As the NGO Transparency Dashboard shows, many profiled NGOs officially employ 1–4 staff while managing multi‑million‑euro portfolios and booking most HR costs as ‘services’.

Is this legal? Often, yes. Always, no. 

EU funding rules do not ask whether it is appropriate for NGO leaders — who frequently advocate transparency, social justice and ethical governance — to earn private-sector-level incomes funded by public money, while remaining shielded from public scrutiny.

The problem does not stop at individual pay. It is systemic. Timesheets exist. Payroll records exist. Supporting documents exist. But they stay inside the NGO.

Not even EU agencies see who really worked on what. EU project officers manage grants one by one. Each project is assessed in isolation. Each has its own declared personnel costs, its own service contracts, its own reporting cycle. They do not reconstruct labour reality person by person, per all parallel grants. They do not see whether the same director totals as “100% project effort” across parallel grants while also running the organisation. They do not see whether millions booked as “services” correspond to real staff capacity. They reimburse based on HR totals per grant. No system totals how many hours one person declares across an organisation’s entire EU-funded portfolio.

Confidential discussions with European Commission project managers confirm this. Oversight is project-based, not people-based. Cross-project aggregation is not part of the system.

The consequence: even the EU itself cannot easily say who actually worked on what, for how long, and for how much, across EU-funded work.

This is not a failure of auditors. It is how the system is designed.

The European Court of Auditors has already warned that there is no reliable, consolidated overview of EU funding to NGOs and that information remains fragmented across systems. What that fragmentation produces, in practice, is a funding model that runs on trust — trust that declarations are accurate, trust that services reflect real work, trust that leadership remuneration aligns with public-interest values.

Trust without visibility is not accountability.


EU-level data

To test whether EU institutions themselves have a consolidated view of how labour is organised and remunerated in EU-funded NGOs, a series of freedom of information (FOIA) requests were submitted in October 2025 under Regulation 1049/2001.

The requests were deliberately narrow. They did not seek names, contracts, or operational case files. They did not target specific NGOs. They asked only for aggregated, non-personal administrative data that EU institutions routinely generate in the course of managing and overseeing EU grants.

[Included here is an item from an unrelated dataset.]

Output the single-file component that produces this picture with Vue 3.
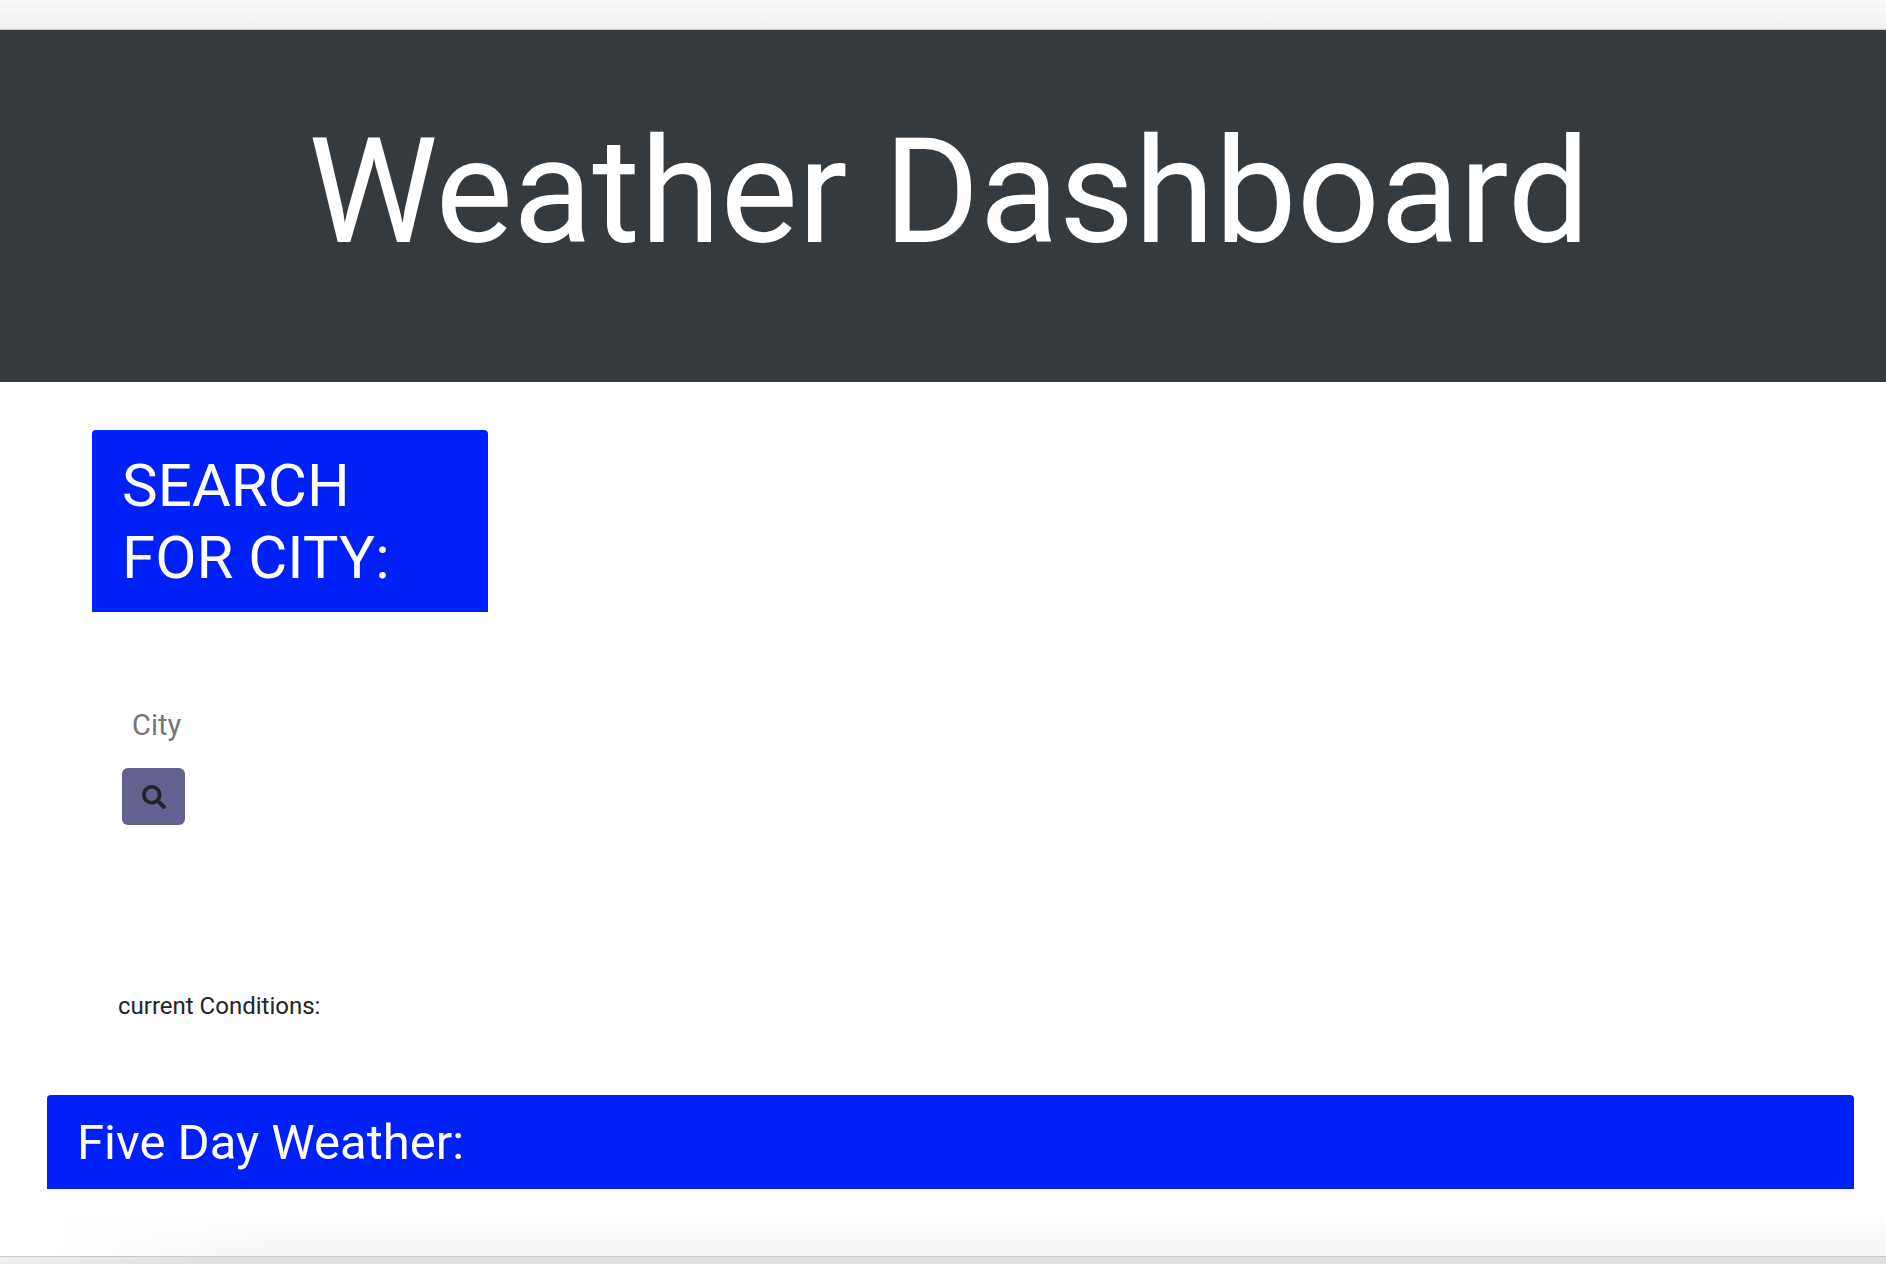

One request, addressed to the European Commission’s Directorate-General for Research and Innovation and its executive agencies, asked for statistical information covering the past decade: how much EU funding had been reimbursed as personnel costs, how much as services or subcontracting, how often EU-funded NGO work relied on employees versus external contractors, and whether HR-related risks are systematically tracked in audits and controls. The request explicitly accepted partial access, anonymisation, and aggregated formats.

The Commission extended the legal deadline. By December, it confirmed in writing that the reply was under finalisation and that consultations between services were ongoing. By late January 2026 — close to three months after submission — no data had been released, no partial disclosure provided, and no explanation offered as to whether the requested aggregates exist or not.

A second request, addressed to the European Union’s anti-fraud office – OLAF, sought a different angle on the same issue. It asked whether OLAF holds non-casefile statistical information on investigations involving NGOs and non-profit entities, particularly those related to HR-irregularities such as misclassification of labour, inflated time records, or long-term service contracts resembling employment. It also asked whether OLAF’s databases classify investigations by type of irregularity or by entity category, in aggregate form.

OLAF’s reply was unequivocal — and revealing. OLAF confirmed in writing that it cannot provide — or does not hold — aggregated statistics on HR-related investigations involving NGOs, despite being the EU body mandated to protect the Union’s financial interests.

The pattern is striking.

On the funding side, the Commission cannot readily disclose aggregated HR data on how EU-funded NGOs organise labour and remuneration. On the oversight side, OLAF states that it does not hold aggregated information allowing it to identify HR-related risks involving NGOs as a category.

This does not mean that abuses occur. It means that the system is structurally incapable of seeing whether they do.

EU institutions reimburse HR costs as the largest component of NGO funding. They accept detailed time records, contracts and invoices at project level. But when asked to step back — to look across projects, across organisations, across years — the picture dissolves.

The delays and empty replies to these freedom of information requests do not point to secrecy. They point to something more fundamental: the absence of a consolidated, people-centred view of EU-funded labour.

In a system where NGO leaders can legally earn tens of thousands of euros per month through service contracts funded by public money, while appearing nowhere as salaried staff, the inability of EU institutions to produce even aggregated HR statistics is not a technical issue. It is the core of the problem.

Public money flows. Trust is assumed. Oversight exists — but only in fragments.

And when the institutions that design, fund and police the system cannot answer basic questions about who is paid, how, and at what scale, the HR blind spot is no longer an abstraction. It becomes a structural feature of EU governance itself.

🛡️ EDITORIAL NOTE: All facts are based on public records, annual financial filings, internal communications, or documents obtained through lawful employment or protected whistleblowing channels.